Leila Mottley nous parle de la condition des jeunes filles noires à travers le poids qui pèse sur les épaules de Kia, à la fois possession de son frère depuis l'emprisonnement de sa mère, et protectrice de la cellule familiale qui s'est désagrégée depuis longtemps autour d'elle. de façon admirable, l'autrice donne une force de caractère étonnante à son héroïne mais aussi une fragilité qui se terre derrière une carapace bien trop lourde à porter pour elle. Chronique de la misère sociale mais aussi des violences policières qui secouent régulièrement les États-Unis (et sous un angle quasiment jamais abordé jusque là), l'histoire de Kia va au-delà de la pauvreté et de la drogue, elle parle de la violence faites aux femmes par les hommes, notamment par les hommes en position de pouvoir, et de la difficulté à trouver sa propre sexualité quand autour tout n'est qu'abus et blessure.
Pourtant, on trouve encore tant de beauté dans ce roman.
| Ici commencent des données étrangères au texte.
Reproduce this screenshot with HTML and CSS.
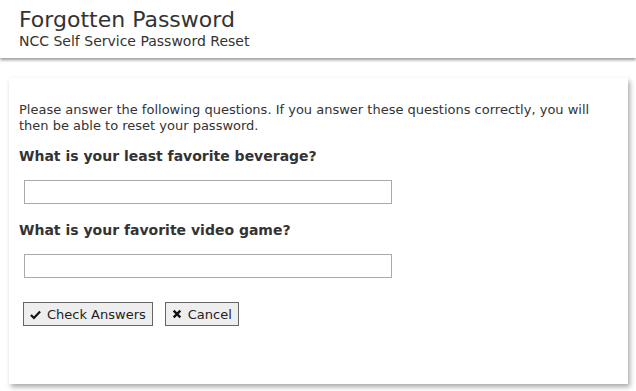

La beauté d'une gamine qui aime tellement son frère qu'elle ferait n'importe quoi pour le ramener au réel, la tendresse d'une jeune fille qui endosse le rôle de mère de substitution pour un petit garçon livré à lui-même, la résilience d'une victime pour que l'injustice cesse et que l'avenir redevienne promesse, l'amour découvert dans les bras d'une amie.
Au coeur de ce premier roman, c'est la question de l'appartenance qui apparaît en filigrane. La possession d'un corps, celui de Kia, qui semble être à tout le monde sauf à elle. Un corps utilisé par les hommes comme bon leur semble, un coeur confié à un frère déjà ailleurs, une vie laissée à la rue et à sa sauvagerie. La jeune fille ne s'appartient pas, car, au fond, elle n'a pas le temps de s'approprier son corps, elle n'a pas le temps d'être et d'exister. Elle n'a que le temps de survivre. À peine.
Ce qui secoue profondément dans
Arpenter la nuit, c'est l'aptitude de
Leila Mottley à montrer les sacrifices d'une gamine qui fonce vers l'âge adulte à marche forcée, c'est la cruauté d'un environnement qui ne fait plus cas de l'âge ou du genre mais qui broie, détruit, annihile.
Que reste-t-il à la fin ? Que restera-t-il de Kia et de son frère, victime d'un rêve qui n'est pas le sien, hanté par un père à qui il n'a jamais su pardonner ?
Peut-être un dernier rempart, une dernière parcelle de lumière lovée dans l'amour que l'on se porte l'un à l'autre, dans la tendresse d'une mère envers son enfant, d'une soeur envers son frère ?
Ce qui est sûr, c'est qu'à l'arrivée, la rage bouillonne devant l'injustice et la laideur des hommes, et que l'on a envie de crier avec ces femmes qui traversent la nuit, renversées par la vie et par un système qui n'a plus rien d'humain pour elles.
Premier roman fulgurant à la dureté parfois extrême,
Arpenter la nuit regarde l'enfance que l'on détruit pour mieux combattre l'injustice. Par sa plume sensible et poétique,
Leila Mottley livre ici un vibrant récit de lutte(s) qui redonne forme et âme humaine aux victimes de la violence des hommes. Important donc, mais difficile.